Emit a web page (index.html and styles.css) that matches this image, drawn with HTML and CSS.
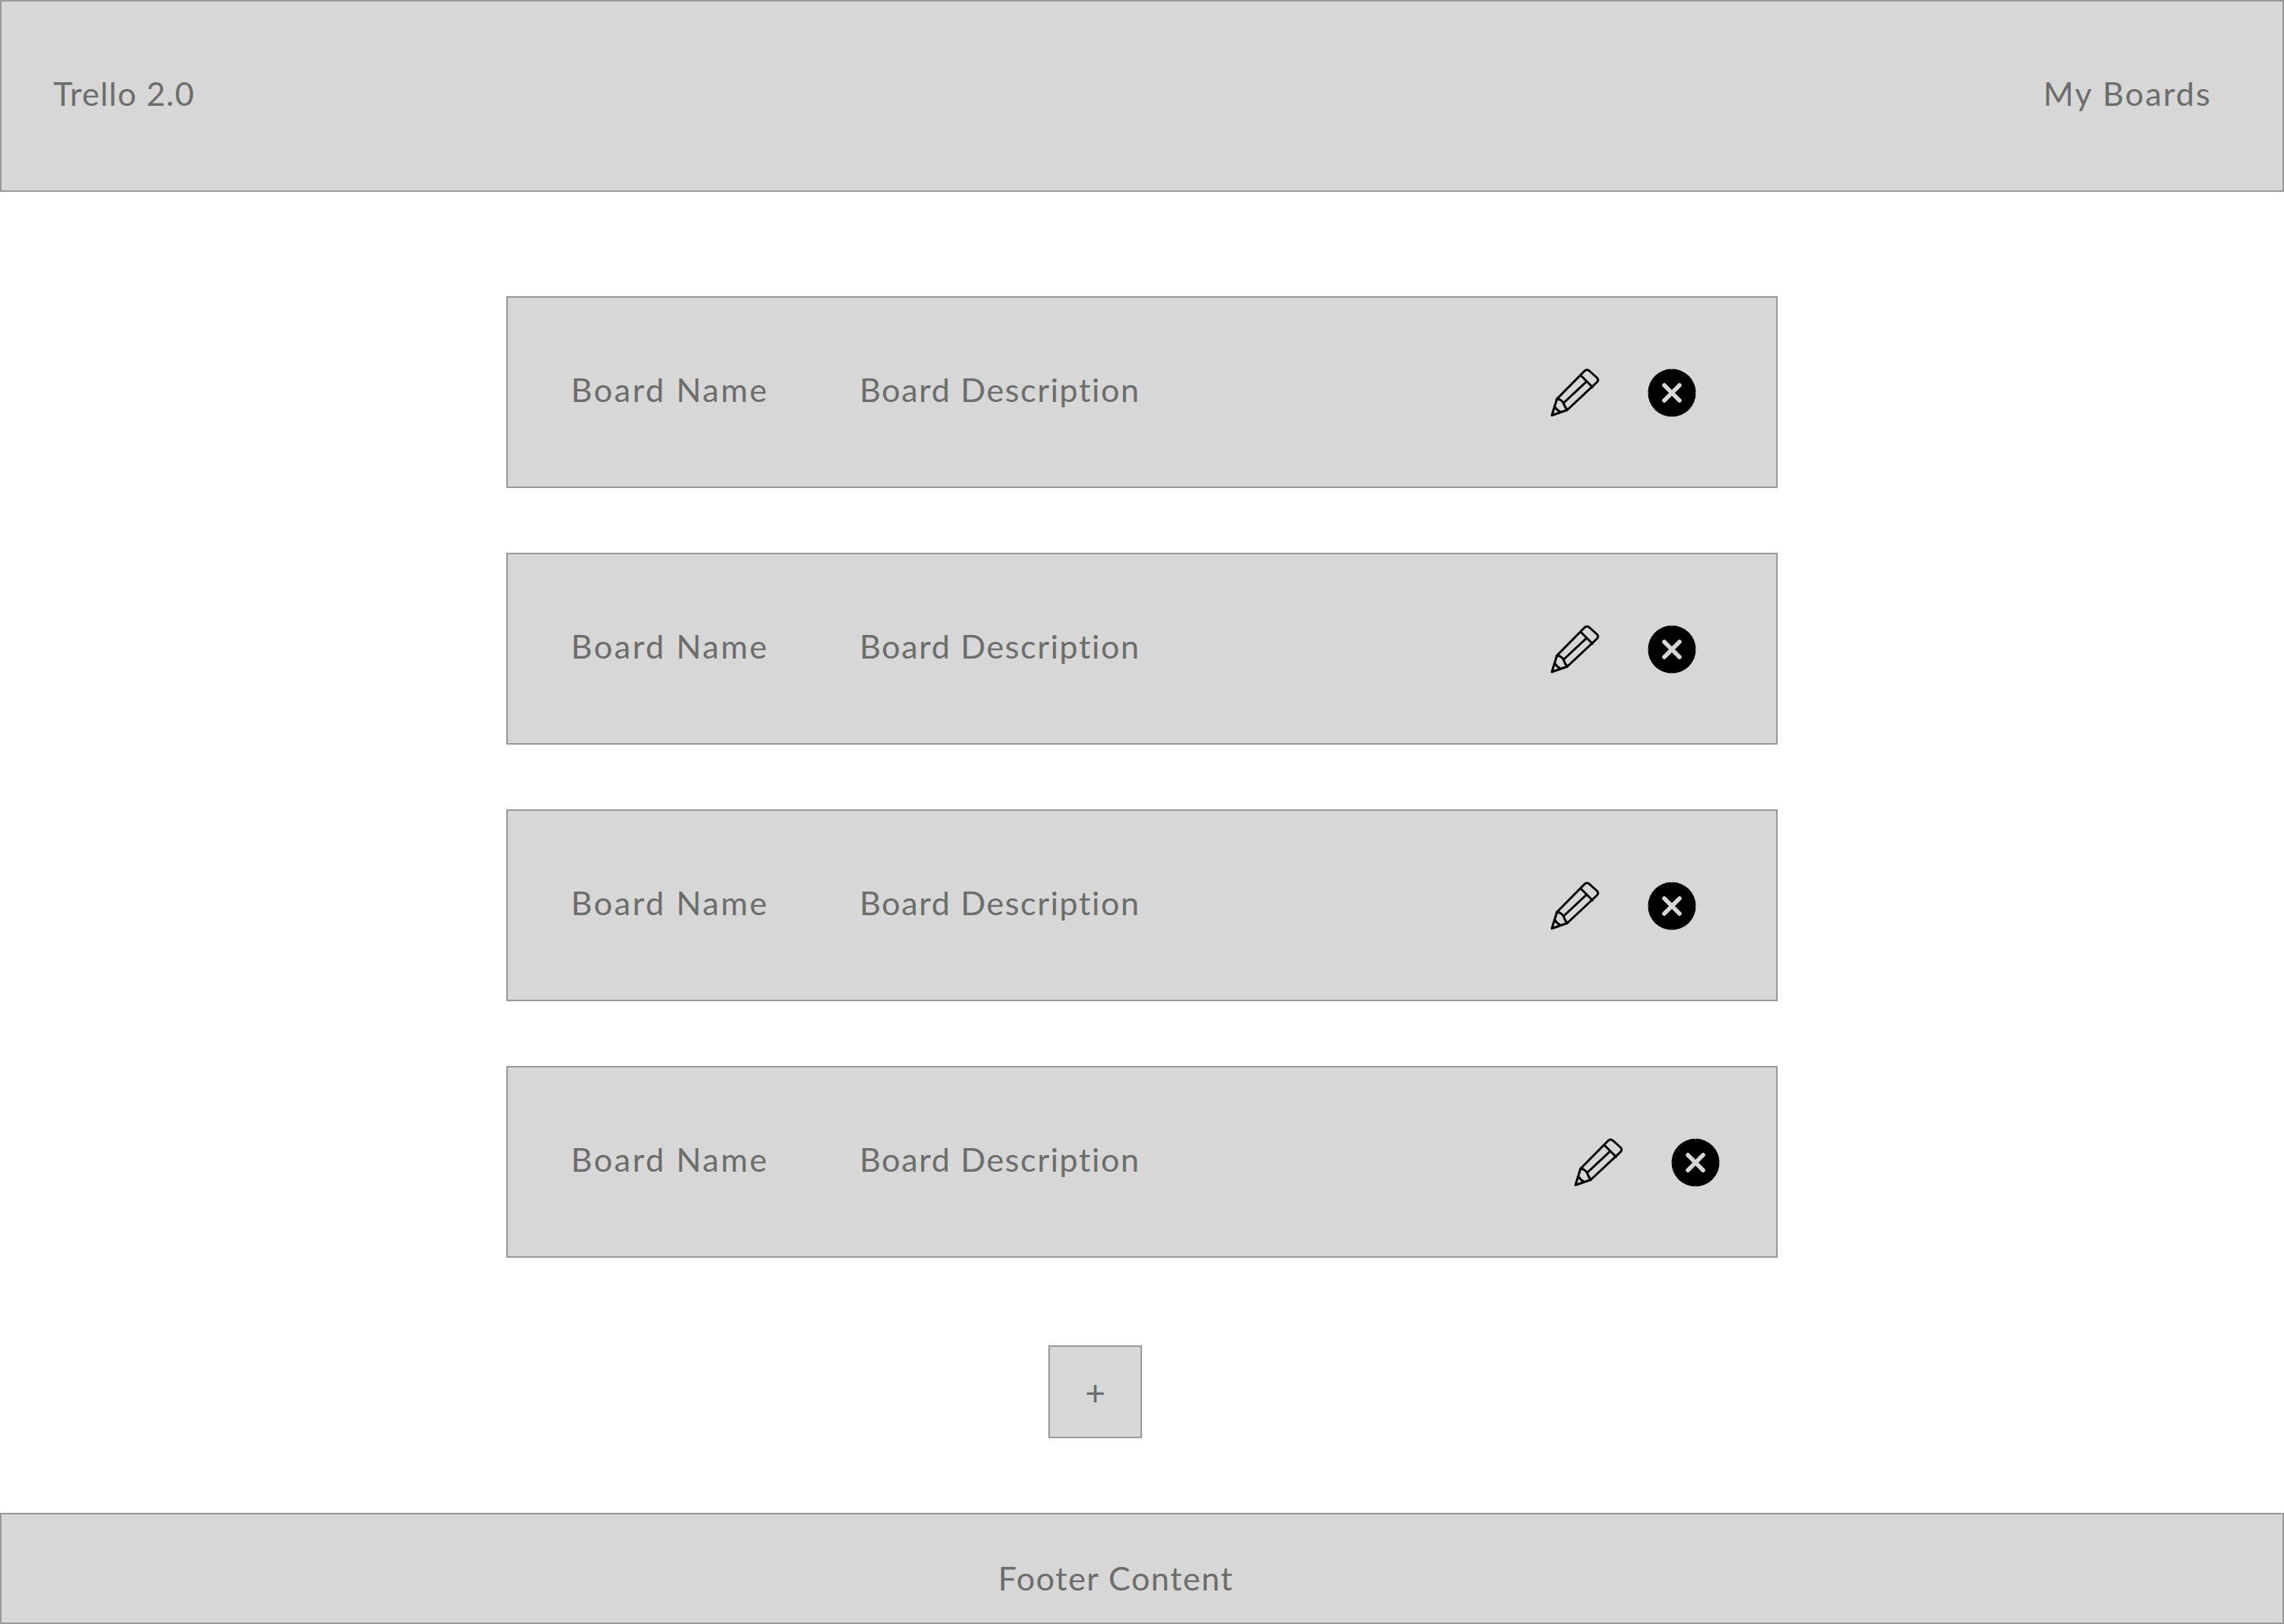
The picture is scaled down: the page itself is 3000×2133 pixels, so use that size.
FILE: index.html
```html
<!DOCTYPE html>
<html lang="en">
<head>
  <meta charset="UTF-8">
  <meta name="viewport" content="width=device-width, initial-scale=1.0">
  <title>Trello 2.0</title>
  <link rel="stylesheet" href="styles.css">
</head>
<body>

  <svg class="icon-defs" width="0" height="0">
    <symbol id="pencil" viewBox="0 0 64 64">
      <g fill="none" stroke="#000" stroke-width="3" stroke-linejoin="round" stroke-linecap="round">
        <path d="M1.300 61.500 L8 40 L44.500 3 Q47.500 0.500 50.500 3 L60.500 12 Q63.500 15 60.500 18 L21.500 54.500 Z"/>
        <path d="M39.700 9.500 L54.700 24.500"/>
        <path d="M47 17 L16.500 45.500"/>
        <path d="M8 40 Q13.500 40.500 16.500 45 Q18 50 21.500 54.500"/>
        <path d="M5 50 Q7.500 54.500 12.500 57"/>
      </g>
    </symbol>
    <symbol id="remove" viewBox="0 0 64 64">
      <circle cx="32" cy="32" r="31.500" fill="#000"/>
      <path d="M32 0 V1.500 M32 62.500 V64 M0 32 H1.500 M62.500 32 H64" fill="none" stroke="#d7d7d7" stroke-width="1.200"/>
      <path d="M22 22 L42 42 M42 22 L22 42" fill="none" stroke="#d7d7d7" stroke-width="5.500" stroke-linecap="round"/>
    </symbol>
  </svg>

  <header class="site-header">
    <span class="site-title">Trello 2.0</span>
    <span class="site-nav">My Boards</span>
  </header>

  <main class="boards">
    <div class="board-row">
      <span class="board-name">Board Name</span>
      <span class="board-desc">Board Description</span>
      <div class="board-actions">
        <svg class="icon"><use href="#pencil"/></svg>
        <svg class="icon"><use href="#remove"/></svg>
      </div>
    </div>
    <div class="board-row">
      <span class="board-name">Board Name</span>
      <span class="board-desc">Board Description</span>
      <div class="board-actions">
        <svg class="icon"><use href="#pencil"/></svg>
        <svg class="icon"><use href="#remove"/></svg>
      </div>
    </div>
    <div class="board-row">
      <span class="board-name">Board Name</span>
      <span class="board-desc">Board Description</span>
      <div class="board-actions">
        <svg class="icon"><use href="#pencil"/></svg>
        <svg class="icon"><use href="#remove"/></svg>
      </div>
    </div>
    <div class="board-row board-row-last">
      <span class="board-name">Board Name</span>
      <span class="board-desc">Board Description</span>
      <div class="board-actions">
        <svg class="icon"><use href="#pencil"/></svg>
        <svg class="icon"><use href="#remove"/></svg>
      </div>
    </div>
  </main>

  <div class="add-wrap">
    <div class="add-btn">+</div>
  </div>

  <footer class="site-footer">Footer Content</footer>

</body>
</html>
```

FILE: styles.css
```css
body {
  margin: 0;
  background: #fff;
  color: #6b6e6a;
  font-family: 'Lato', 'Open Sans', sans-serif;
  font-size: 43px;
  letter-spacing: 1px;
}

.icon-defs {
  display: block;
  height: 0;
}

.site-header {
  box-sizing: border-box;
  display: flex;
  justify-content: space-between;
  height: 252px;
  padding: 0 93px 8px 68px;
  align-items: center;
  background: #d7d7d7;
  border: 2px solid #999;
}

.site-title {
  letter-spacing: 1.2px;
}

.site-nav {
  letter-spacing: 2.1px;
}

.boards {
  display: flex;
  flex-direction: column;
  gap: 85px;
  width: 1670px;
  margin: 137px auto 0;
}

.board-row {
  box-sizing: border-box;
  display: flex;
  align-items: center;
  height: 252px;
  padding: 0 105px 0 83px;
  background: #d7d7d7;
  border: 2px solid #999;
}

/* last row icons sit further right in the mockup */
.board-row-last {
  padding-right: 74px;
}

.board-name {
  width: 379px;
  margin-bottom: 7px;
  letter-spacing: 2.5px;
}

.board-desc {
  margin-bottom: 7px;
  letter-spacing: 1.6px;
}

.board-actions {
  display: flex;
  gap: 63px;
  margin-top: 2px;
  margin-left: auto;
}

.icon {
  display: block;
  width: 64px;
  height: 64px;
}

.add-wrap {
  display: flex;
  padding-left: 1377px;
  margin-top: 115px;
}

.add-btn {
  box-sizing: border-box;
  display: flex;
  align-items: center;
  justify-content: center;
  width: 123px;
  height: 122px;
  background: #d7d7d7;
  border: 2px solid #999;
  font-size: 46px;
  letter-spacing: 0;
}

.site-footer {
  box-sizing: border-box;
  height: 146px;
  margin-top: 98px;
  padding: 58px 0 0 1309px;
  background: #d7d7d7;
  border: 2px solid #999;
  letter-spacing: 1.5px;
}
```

> _AIM OF THE TASK_:
Copy every line of the data exactly as written, excluding the pictures.

> _SOLVED PROBLEM_:
Emit a web page (index.html and styles.css) that matches this image, drawn with HTML and CSS.
The picture is scaled down: the page itself is 3000×2133 pixels, so use that size.
FILE: index.html
```html
<!DOCTYPE html>
<html lang="en">
<head>
  <meta charset="UTF-8">
  <meta name="viewport" content="width=device-width, initial-scale=1.0">
  <title>Trello 2.0</title>
  <link rel="stylesheet" href="styles.css">
</head>
<body>

  <svg class="icon-defs" width="0" height="0">
    <symbol id="pencil" viewBox="0 0 64 64">
      <g fill="none" stroke="#000" stroke-width="3" stroke-linejoin="round" stroke-linecap="round">
        <path d="M1.300 61.500 L8 40 L44.500 3 Q47.500 0.500 50.500 3 L60.500 12 Q63.500 15 60.500 18 L21.500 54.500 Z"/>
        <path d="M39.700 9.500 L54.700 24.500"/>
        <path d="M47 17 L16.500 45.500"/>
        <path d="M8 40 Q13.500 40.500 16.500 45 Q18 50 21.500 54.500"/>
        <path d="M5 50 Q7.500 54.500 12.500 57"/>
      </g>
    </symbol>
    <symbol id="remove" viewBox="0 0 64 64">
      <circle cx="32" cy="32" r="31.500" fill="#000"/>
      <path d="M32 0 V1.500 M32 62.500 V64 M0 32 H1.500 M62.500 32 H64" fill="none" stroke="#d7d7d7" stroke-width="1.200"/>
      <path d="M22 22 L42 42 M42 22 L22 42" fill="none" stroke="#d7d7d7" stroke-width="5.500" stroke-linecap="round"/>
    </symbol>
  </svg>

  <header class="site-header">
    <span class="site-title">Trello 2.0</span>
    <span class="site-nav">My Boards</span>
  </header>

  <main class="boards">
    <div class="board-row">
      <span class="board-name">Board Name</span>
      <span class="board-desc">Board Description</span>
      <div class="board-actions">
        <svg class="icon"><use href="#pencil"/></svg>
        <svg class="icon"><use href="#remove"/></svg>
      </div>
    </div>
    <div class="board-row">
      <span class="board-name">Board Name</span>
      <span class="board-desc">Board Description</span>
      <div class="board-actions">
        <svg class="icon"><use href="#pencil"/></svg>
        <svg class="icon"><use href="#remove"/></svg>
      </div>
    </div>
    <div class="board-row">
      <span class="board-name">Board Name</span>
      <span class="board-desc">Board Description</span>
      <div class="board-actions">
        <svg class="icon"><use href="#pencil"/></svg>
        <svg class="icon"><use href="#remove"/></svg>
      </div>
    </div>
    <div class="board-row board-row-last">
      <span class="board-name">Board Name</span>
      <span class="board-desc">Board Description</span>
      <div class="board-actions">
        <svg class="icon"><use href="#pencil"/></svg>
        <svg class="icon"><use href="#remove"/></svg>
      </div>
    </div>
  </main>

  <div class="add-wrap">
    <div class="add-btn">+</div>
  </div>

  <footer class="site-footer">Footer Content</footer>

</body>
</html>
```

FILE: styles.css
```css
body {
  margin: 0;
  background: #fff;
  color: #6b6e6a;
  font-family: 'Lato', 'Open Sans', sans-serif;
  font-size: 43px;
  letter-spacing: 1px;
}

.icon-defs {
  display: block;
  height: 0;
}

.site-header {
  box-sizing: border-box;
  display: flex;
  justify-content: space-between;
  height: 252px;
  padding: 0 93px 8px 68px;
  align-items: center;
  background: #d7d7d7;
  border: 2px solid #999;
}

.site-title {
  letter-spacing: 1.2px;
}

.site-nav {
  letter-spacing: 2.1px;
}

.boards {
  display: flex;
  flex-direction: column;
  gap: 85px;
  width: 1670px;
  margin: 137px auto 0;
}

.board-row {
  box-sizing: border-box;
  display: flex;
  align-items: center;
  height: 252px;
  padding: 0 105px 0 83px;
  background: #d7d7d7;
  border: 2px solid #999;
}

/* last row icons sit further right in the mockup */
.board-row-last {
  padding-right: 74px;
}

.board-name {
  width: 379px;
  margin-bottom: 7px;
  letter-spacing: 2.5px;
}

.board-desc {
  margin-bottom: 7px;
  letter-spacing: 1.6px;
}

.board-actions {
  display: flex;
  gap: 63px;
  margin-top: 2px;
  margin-left: auto;
}

.icon {
  display: block;
  width: 64px;
  height: 64px;
}

.add-wrap {
  display: flex;
  padding-left: 1377px;
  margin-top: 115px;
}

.add-btn {
  box-sizing: border-box;
  display: flex;
  align-items: center;
  justify-content: center;
  width: 123px;
  height: 122px;
  background: #d7d7d7;
  border: 2px solid #999;
  font-size: 46px;
  letter-spacing: 0;
}

.site-footer {
  box-sizing: border-box;
  height: 146px;
  margin-top: 98px;
  padding: 58px 0 0 1309px;
  background: #d7d7d7;
  border: 2px solid #999;
  letter-spacing: 1.5px;
}
```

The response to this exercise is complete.